*Records supplied:*
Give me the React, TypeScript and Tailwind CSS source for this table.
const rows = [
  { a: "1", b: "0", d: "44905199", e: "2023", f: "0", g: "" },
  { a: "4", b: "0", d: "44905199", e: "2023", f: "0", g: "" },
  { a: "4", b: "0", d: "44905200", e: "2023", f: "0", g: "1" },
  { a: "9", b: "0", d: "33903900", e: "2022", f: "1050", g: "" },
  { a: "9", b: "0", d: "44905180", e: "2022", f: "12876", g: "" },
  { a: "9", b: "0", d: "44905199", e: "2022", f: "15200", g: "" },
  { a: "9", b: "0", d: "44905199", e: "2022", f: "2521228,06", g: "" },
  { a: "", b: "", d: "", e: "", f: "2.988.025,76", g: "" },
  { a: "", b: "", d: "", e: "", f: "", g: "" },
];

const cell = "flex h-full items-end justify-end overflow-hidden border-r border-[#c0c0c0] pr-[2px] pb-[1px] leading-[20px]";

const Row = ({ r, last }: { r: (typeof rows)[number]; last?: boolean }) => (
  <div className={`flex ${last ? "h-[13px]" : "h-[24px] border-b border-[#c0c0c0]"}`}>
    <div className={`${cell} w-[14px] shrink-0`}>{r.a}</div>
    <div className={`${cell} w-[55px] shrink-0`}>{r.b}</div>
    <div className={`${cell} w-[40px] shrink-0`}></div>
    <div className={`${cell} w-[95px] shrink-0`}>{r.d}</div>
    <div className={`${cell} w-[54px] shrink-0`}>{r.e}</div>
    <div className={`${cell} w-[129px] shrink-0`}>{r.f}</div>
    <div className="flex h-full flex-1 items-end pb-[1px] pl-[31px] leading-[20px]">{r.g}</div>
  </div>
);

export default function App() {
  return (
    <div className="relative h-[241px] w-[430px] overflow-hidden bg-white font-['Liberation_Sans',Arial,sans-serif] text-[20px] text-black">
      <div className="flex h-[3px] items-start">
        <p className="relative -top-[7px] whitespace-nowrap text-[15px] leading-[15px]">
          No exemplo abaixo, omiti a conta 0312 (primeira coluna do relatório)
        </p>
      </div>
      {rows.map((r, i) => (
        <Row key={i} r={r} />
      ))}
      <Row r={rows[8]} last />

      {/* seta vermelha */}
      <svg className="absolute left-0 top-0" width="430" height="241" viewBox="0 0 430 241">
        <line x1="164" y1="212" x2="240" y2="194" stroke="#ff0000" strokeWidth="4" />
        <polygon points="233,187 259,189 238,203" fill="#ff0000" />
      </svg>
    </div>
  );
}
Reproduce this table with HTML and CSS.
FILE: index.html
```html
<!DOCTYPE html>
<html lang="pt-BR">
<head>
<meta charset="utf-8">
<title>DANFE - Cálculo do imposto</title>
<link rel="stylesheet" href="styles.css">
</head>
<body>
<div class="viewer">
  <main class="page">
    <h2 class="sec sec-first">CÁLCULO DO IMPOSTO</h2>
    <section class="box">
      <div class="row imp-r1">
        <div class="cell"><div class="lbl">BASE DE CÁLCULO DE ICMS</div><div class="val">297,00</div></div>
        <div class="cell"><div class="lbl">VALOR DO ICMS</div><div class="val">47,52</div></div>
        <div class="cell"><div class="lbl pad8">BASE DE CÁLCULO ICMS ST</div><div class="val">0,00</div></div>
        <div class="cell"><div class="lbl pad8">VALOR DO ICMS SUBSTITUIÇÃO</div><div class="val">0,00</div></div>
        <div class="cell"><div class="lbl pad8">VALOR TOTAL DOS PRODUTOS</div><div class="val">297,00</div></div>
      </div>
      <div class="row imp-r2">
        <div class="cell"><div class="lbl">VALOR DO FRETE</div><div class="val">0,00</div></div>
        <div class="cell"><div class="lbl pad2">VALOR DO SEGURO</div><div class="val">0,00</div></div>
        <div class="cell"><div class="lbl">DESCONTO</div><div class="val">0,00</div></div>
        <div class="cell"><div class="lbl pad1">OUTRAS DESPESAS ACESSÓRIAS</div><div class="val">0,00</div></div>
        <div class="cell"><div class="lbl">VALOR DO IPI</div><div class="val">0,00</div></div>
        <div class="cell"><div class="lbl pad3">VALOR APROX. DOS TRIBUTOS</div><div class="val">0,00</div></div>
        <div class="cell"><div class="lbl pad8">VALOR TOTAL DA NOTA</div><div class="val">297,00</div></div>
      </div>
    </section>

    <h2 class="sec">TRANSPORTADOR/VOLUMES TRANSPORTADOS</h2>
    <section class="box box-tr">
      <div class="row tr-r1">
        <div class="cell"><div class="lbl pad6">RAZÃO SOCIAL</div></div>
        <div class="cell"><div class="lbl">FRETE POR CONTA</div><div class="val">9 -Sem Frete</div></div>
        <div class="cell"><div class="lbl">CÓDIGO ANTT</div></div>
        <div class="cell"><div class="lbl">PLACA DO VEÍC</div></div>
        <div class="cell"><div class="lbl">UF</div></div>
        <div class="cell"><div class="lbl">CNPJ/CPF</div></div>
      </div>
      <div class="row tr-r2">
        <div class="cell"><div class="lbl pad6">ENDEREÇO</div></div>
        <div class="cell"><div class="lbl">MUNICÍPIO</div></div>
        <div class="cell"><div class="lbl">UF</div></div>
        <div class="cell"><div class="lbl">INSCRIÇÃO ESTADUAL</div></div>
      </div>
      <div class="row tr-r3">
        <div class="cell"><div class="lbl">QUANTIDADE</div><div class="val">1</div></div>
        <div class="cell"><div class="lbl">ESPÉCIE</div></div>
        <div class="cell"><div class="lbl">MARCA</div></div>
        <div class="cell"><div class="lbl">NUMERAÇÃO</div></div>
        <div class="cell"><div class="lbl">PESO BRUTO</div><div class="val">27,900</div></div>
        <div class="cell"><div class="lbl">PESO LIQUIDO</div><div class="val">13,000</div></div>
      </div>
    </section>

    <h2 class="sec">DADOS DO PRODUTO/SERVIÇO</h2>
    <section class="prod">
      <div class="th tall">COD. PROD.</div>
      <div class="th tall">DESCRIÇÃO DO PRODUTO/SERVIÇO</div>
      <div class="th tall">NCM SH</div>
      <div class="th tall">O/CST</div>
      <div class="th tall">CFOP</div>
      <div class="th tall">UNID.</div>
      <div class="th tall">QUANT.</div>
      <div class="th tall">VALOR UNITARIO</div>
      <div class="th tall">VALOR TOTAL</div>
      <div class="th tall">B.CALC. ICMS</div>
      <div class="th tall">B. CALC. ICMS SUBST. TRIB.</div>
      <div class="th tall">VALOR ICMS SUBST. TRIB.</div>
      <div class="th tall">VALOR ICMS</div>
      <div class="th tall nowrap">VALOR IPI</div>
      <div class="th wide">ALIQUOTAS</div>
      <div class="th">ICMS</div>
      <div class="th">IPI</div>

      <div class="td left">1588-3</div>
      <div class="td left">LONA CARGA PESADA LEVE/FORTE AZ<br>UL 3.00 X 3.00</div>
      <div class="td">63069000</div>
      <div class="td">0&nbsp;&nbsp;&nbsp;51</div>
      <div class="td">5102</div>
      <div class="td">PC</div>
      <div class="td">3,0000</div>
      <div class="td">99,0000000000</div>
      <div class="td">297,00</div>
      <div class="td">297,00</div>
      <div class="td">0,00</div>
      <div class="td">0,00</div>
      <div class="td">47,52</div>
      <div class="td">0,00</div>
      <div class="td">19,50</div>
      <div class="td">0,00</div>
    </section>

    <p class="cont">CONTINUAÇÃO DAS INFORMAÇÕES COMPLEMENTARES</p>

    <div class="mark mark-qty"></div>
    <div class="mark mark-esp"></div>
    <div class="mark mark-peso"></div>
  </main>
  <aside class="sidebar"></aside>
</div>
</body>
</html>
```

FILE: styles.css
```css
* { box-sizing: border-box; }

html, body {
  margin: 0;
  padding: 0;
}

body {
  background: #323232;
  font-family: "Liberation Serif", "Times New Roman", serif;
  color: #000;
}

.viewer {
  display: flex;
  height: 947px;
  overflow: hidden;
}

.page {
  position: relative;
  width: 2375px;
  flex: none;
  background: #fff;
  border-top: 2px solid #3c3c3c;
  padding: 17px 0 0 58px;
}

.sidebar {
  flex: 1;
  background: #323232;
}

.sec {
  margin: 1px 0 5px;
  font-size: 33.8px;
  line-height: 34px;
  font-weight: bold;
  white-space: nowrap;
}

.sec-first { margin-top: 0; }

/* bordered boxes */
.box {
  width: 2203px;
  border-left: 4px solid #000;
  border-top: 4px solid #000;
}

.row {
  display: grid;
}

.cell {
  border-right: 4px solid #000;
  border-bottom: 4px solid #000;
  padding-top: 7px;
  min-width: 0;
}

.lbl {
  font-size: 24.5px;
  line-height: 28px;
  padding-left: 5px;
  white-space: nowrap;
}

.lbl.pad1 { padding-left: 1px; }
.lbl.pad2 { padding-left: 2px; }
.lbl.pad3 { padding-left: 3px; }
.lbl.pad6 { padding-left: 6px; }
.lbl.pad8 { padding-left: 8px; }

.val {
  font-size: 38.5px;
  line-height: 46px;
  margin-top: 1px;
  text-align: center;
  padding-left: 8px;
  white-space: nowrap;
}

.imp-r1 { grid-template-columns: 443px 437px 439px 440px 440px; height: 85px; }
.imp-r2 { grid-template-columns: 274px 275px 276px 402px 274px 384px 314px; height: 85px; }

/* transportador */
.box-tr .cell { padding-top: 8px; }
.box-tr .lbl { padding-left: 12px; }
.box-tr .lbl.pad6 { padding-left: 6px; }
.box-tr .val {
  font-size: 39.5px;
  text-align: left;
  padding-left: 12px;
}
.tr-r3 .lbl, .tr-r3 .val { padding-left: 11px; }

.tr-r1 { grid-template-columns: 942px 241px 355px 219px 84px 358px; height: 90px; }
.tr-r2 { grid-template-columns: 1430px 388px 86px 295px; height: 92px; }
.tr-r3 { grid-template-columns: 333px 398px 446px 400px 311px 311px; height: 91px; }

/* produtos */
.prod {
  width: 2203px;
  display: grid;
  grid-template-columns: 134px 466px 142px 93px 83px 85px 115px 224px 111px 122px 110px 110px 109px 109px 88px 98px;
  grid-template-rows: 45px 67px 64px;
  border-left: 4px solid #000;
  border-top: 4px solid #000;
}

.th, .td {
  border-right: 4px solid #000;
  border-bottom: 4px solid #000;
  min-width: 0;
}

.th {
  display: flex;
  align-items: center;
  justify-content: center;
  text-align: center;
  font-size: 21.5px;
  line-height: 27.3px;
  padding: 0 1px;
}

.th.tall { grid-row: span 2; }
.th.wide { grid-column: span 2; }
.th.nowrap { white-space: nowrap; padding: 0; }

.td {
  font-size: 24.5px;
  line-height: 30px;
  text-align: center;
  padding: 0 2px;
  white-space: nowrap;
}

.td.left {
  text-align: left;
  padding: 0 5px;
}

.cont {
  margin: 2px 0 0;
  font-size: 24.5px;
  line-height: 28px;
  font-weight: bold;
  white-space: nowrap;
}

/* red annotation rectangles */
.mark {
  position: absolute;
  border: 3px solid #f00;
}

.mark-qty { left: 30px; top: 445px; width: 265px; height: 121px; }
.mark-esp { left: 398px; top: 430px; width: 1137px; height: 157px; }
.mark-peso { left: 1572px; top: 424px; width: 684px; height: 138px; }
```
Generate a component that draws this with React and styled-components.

*The request:* From the records above, pick out and copy each line holding the word "this".

*Output of the exercise:*
Give me the React, TypeScript and Tailwind CSS source for this table.
Reproduce this table with HTML and CSS.
Generate a component that draws this with React and styled-components.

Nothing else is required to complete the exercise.